The recognition results for each endpoint are shown in

Table 3. Table displaying recognition results of endpoints.

Serial Number	Depth Images	Image Segmentation Results	Endpoint 1 Recognition Results
1
2
3
4

¹ Endpoints are depicted as red circles in the images.

.

Evaluation indices were calculated for each endpoint and for the inclination angles on both sides. The results are shown in

Table 4. Error between the reference and predicted coordinates of endpoints.

Endpoints	Error (mm)
	AE			STD
	Min	Max	Mean
1	24.588	28.514	26.614	6.993
2	21.230	29.285	25.790	3.978
3	21.961	27.876	25.629	2.832
4	10.871	26.450	21.775	8.934

and

Table 5. Errors between the reference and predicted rotation angles.

Angles	Error (°)
	AE			STD
	Min	Max	Mean
1	0.002	0.271	0.051	0.070
2	0.104	0.271	0.201	0.101

.

From the above results, the AE of the endpoint is less than 3 cm, and the STD is less than 1 cm, indicating lower dispersion of the prediction results.

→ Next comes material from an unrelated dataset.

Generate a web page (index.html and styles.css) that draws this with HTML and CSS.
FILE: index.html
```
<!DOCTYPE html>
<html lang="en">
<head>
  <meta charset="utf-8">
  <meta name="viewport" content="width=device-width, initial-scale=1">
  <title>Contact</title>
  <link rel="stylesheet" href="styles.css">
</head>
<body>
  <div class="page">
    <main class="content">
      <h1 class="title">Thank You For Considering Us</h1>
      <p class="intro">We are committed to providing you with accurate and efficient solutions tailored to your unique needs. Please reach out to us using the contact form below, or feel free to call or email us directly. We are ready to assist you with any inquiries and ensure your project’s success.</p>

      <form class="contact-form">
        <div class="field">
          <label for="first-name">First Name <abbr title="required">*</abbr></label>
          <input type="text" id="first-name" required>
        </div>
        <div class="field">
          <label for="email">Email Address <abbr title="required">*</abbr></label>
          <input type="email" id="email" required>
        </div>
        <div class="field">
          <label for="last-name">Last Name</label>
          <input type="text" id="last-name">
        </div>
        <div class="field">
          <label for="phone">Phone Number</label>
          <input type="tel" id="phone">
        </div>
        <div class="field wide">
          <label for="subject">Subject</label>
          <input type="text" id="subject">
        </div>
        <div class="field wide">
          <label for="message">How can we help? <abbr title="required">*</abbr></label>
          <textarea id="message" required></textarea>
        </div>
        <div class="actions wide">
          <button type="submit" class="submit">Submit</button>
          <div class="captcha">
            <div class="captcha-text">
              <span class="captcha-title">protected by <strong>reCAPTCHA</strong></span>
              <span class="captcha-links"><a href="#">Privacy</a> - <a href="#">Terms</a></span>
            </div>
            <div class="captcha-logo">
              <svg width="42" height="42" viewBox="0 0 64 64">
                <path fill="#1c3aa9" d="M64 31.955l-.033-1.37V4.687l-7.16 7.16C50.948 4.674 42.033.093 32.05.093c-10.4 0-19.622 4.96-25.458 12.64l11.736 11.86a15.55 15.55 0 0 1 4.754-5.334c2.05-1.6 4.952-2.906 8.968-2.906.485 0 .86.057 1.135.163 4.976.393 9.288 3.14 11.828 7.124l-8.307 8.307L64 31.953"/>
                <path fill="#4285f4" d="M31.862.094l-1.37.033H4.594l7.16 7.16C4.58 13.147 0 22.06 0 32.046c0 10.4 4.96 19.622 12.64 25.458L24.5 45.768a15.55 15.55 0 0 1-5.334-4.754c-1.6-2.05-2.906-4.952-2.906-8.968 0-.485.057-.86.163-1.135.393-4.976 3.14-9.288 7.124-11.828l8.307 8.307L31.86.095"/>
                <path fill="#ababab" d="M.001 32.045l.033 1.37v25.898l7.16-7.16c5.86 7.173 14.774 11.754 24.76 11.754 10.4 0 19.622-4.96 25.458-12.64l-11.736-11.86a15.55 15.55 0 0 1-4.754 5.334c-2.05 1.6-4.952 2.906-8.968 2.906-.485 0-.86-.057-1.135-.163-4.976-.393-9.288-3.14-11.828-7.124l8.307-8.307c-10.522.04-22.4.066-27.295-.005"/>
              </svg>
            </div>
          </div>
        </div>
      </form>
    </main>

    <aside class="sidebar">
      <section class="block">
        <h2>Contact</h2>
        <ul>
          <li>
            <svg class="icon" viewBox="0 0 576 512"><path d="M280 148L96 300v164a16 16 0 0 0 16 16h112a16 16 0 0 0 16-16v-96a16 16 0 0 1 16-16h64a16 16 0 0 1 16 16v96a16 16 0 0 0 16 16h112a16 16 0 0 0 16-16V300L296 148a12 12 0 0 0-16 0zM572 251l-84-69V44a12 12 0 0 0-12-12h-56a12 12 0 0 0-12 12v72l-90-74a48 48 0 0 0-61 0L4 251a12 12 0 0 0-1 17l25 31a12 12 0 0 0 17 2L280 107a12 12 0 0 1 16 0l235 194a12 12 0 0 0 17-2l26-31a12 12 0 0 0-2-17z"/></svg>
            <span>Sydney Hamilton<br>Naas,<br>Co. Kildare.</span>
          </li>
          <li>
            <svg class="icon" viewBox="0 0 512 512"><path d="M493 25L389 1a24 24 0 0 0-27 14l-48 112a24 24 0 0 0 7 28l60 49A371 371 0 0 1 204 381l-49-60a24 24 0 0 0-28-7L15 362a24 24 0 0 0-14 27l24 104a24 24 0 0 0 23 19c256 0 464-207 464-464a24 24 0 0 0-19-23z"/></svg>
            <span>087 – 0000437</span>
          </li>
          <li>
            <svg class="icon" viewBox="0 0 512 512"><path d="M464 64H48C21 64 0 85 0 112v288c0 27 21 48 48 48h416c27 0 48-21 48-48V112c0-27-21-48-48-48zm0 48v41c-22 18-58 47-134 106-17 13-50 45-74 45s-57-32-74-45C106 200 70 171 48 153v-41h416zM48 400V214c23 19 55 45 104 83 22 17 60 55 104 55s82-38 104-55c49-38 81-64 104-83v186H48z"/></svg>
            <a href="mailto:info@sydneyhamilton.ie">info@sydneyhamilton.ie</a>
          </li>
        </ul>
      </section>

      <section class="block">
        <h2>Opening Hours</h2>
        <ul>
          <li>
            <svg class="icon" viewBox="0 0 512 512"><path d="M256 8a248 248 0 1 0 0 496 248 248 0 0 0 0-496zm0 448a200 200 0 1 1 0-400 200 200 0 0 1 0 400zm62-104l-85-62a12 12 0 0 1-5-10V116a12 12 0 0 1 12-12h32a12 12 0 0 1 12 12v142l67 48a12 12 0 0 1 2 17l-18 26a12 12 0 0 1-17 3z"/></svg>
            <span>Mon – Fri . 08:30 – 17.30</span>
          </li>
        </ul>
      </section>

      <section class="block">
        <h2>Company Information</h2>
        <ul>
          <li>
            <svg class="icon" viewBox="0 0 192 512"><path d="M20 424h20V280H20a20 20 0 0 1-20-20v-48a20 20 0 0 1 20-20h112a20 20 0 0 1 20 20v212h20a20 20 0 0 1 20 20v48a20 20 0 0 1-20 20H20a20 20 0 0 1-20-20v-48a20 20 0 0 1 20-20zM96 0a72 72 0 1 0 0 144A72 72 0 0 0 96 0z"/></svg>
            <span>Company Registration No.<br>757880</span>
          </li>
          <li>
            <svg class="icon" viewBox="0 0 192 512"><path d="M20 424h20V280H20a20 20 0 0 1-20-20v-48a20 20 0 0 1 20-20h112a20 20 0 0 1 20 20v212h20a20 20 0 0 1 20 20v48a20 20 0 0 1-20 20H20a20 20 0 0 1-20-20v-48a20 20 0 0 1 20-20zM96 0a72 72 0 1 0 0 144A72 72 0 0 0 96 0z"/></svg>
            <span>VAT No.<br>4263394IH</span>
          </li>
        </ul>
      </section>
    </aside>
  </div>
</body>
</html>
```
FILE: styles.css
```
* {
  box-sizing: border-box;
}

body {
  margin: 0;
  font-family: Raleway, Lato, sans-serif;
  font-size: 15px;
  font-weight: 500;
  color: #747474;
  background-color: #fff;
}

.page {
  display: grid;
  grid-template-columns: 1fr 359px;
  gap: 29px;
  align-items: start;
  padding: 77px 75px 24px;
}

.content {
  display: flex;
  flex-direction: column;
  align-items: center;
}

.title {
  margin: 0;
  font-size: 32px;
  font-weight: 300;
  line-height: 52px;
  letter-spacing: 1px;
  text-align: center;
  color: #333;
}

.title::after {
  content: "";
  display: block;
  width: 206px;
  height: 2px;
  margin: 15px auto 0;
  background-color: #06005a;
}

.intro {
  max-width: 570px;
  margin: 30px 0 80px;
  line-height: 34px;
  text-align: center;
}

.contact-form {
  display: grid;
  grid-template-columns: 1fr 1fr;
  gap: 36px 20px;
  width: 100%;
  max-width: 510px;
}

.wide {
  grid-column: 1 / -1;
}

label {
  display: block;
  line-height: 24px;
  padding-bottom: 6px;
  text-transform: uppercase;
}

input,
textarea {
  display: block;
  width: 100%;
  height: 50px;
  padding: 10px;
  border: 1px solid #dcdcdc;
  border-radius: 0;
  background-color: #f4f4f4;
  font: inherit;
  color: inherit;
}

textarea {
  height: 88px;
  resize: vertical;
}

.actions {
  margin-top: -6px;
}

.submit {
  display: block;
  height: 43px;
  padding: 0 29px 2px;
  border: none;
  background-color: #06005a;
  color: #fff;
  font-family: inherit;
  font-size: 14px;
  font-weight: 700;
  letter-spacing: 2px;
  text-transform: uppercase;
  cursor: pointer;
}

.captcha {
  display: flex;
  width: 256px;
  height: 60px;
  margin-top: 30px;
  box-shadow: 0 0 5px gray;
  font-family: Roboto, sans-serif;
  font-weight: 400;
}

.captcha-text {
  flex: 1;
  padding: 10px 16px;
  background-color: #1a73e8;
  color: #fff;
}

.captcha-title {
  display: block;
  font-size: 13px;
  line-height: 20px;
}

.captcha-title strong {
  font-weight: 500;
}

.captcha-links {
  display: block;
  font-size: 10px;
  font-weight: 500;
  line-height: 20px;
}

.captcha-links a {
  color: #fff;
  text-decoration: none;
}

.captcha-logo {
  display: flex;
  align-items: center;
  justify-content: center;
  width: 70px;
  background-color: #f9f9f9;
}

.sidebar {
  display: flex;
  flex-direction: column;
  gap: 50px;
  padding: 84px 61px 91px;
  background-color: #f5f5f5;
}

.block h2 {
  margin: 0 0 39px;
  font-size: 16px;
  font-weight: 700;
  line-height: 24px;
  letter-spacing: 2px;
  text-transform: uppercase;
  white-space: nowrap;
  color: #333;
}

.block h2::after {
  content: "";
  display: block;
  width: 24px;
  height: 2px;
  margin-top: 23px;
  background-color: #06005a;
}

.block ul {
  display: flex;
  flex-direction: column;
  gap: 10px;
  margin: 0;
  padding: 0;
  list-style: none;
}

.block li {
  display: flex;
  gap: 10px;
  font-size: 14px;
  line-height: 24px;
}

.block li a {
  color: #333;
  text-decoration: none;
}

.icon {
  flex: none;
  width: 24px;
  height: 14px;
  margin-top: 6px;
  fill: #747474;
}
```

The angular errors AE and STD are small. The precision requirements are fully met through the automatic loading test conducted by the unmanned forklift at the logistics site.

5. Conclusions

This study aims to address the issue of localizing flatbed trucks and estimating rotation angles in the automatic loading process in logistics. By collecting a large amount of sample data on flatbed trucks, we have developed a high-precision positioning and rotation angle estimation algorithm for flatbed trucks using BDS and vision technology. We validated the effectiveness and reliability of this method in the automatic loading process. The results of this research are of great significance for enhancing loading efficiency, minimizing human operational errors, and advancing the field of intelligent logistics. In the future, we will continue to enhance the algorithm to better address the challenges in various loading scenarios and expand the application areas of this research.

6. Patents

This paper has resulted in a patent with application number CN202311047777.9, titled “Flatbed Truck Positioning Method, Installation, and Storage Medium Based on Depth Images”.